Decision differ from data products as they are cognitive / intelligent activities done by people. They use the reports, dashboards, visualizations and communications with provide the knowledge to make informed decisions. All of the steps in gathering, processing, and analyzing the data down the right side of the image leads to supporting the human activity of decision making. Even though the process are similar within big data and traditional large data the end product in the traditional is most often as input to people, where the big data side creates data products used by machines / computers.

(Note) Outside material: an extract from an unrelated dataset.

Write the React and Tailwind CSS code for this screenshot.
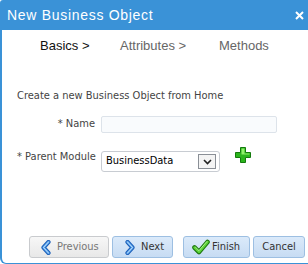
import React from "react";

const F = { fontFamily: '"Liberation Sans", Arial, sans-serif' };
const T = { fontFamily: '"DejaVu Sans Condensed", "Liberation Sans", sans-serif' };

function Chevron({ dir }) {
  const d = dir === "left" ? "M7.5 2 L2.5 7.5 L7.5 13" : "M2.5 2 L7.5 7.5 L2.5 13";
  return (
    <svg width="10" height="15" viewBox="0 0 10 15">
      <path d={d} fill="none" stroke="#1d5fb8" strokeWidth="4.2" strokeLinecap="round" strokeLinejoin="round" />
      <path d={d} fill="none" stroke="#5aa6ee" strokeWidth="2.2" strokeLinecap="round" strokeLinejoin="round" />
      <path d={d} fill="none" stroke="#e6f2ff" strokeWidth="0.7" strokeLinecap="round" strokeLinejoin="round" />
    </svg>
  );
}

function Check() {
  return (
    <svg width="18" height="16" viewBox="0 0 18 16">
      <path d="M2.5 8.5 L7 13 L15.5 3" fill="none" stroke="#1f7a12" strokeWidth="4.6" strokeLinecap="round" strokeLinejoin="round" />
      <path d="M2.5 8.5 L7 13 L15.5 3" fill="none" stroke="#5fd63a" strokeWidth="2.4" strokeLinecap="round" strokeLinejoin="round" />
      <path d="M3.5 8.2 L7 11.6 L14.8 2.6" fill="none" stroke="#c9ffb0" strokeWidth="0.7" strokeLinecap="round" />
    </svg>
  );
}

function Plus() {
  return (
    <svg width="16" height="16" viewBox="0 0 16 16">
      <path d="M5.5 0.5 H10.5 V5.5 H15.5 V10.5 H10.5 V15.5 H5.5 V10.5 H0.5 V5.5 H5.5 Z" fill="#2bb51c" stroke="#137a0c" strokeWidth="1" />
      <path d="M6.5 1.5 H9.5 V6.5 H14.5 V7.5 H6.5 Z" fill="#8ff06a" />
    </svg>
  );
}

export default function App() {
  return (
    <div className="w-[308px] h-[264px] bg-white overflow-hidden flex flex-col" style={F}>
      <div className="h-[30px] bg-[#3a92d7] flex items-center justify-between pl-[7px] pr-[4px] rounded-tl-[3px]">
        <span className="text-white text-[14px] tracking-[0.7px]">
          New Business Object
        </span>
        <svg width="9" height="9" viewBox="0 0 9 9">
          <path d="M1 1 L8 8 M8 1 L1 8" stroke="white" strokeWidth="2" />
        </svg>
      </div>
      <div className="flex-1 border-l-2 border-b border-[#3a92d7] rounded-bl-[6px] flex flex-col">
        <div className="flex text-[13px] leading-[16px] pt-[8px] pl-[38px]">
          <span className="w-[80px] text-[#111]">Basics &gt;</span>
          <span className="w-[99px] text-[#666]">Attributes &gt;</span>
          <span className="text-[#666]">Methods</span>
        </div>
        <div className="mt-[35px] pl-[15px] text-[11px] leading-[14px] text-[#444]" style={T}>
          Create a new Business Object from Home
        </div>
        <div className="mt-[13px] flex items-center" style={T}>
          <div className="w-[93px] text-right text-[11px] text-[#444]">* Name</div>
          <div className="ml-[6px] w-[176px] h-[17px] border border-[#dde3ea] bg-[#f9fbfd] rounded-[2px]" />
        </div>
        <div className="mt-[17px] flex items-start" style={T}>
          <div className="w-[93px] pl-[15px] text-[11px] leading-[14px] text-[#444] whitespace-nowrap">* Parent Module</div>
          <div className="ml-[6px] w-[119px] h-[21px] border border-[#c8ccd2] rounded-[3px] bg-white flex items-center justify-between pl-[4px] pr-[3px] mt-[1px]">
            <span className="text-[11px] text-black">BusinessData</span>
            <div className="w-[18px] h-[15px] border border-[#8a8f96] bg-[#f4f4f4] flex items-center justify-center">
              <svg width="9" height="6" viewBox="0 0 9 6">
                <path d="M1 1 L4.5 4.5 L8 1" fill="none" stroke="#222" strokeWidth="1.6" />
              </svg>
            </div>
          </div>
          <div className="ml-[15px] mt-[-3px]">
            <Plus />
          </div>
        </div>
        <div className="flex-1" />
        <div className="flex items-center pl-[27px] mb-[5px] text-[11px]" style={T}>
          <div className="w-[80px] h-[22px] rounded-[3px] border border-[#c9cbce] bg-gradient-to-b from-[#f7f7f7] to-[#e8e8e8] flex items-center pl-[11px] gap-[6px] text-[#777]">
            <Chevron dir="left" />
            <span>Previous</span>
          </div>
          <div className="ml-[3px] w-[61px] h-[22px] rounded-[3px] border border-[#9dbfe2] bg-gradient-to-b from-[#dbeafa] to-[#c7dcf3] flex items-center pl-[12px] gap-[6px] text-[#333]">
            <Chevron dir="right" />
            <span>Next</span>
          </div>
          <div className="ml-[10px] w-[67px] h-[22px] rounded-[3px] border border-[#9dbfe2] bg-gradient-to-b from-[#dbeafa] to-[#c7dcf3] flex items-center pl-[8px] gap-[2px] text-[#333]">
            <Check />
            <span>Finish</span>
          </div>
          <div className="ml-[3px] w-[52px] h-[22px] rounded-[3px] border border-[#9dbfe2] bg-gradient-to-b from-[#dbeafa] to-[#c7dcf3] flex items-center justify-center text-[#333]">
            <span>Cancel</span>
          </div>
        </div>
      </div>
    </div>
  );
}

Similarities and Differences
I dislike using percentages to indicate differences, but; I would say that the tools, techniques, and approaches to big data compared to traditional large data is > 80%, where there is an 80% similarity between the two. Over the last 40 years big data has been present (under different names) and used in decision making, research, science, etc... The tools, techniques, and approaches are a trajectory that has build upon what has happened in the past; So what we have today with big data has built upon many technologies and techniques developed over the past 40 or more years.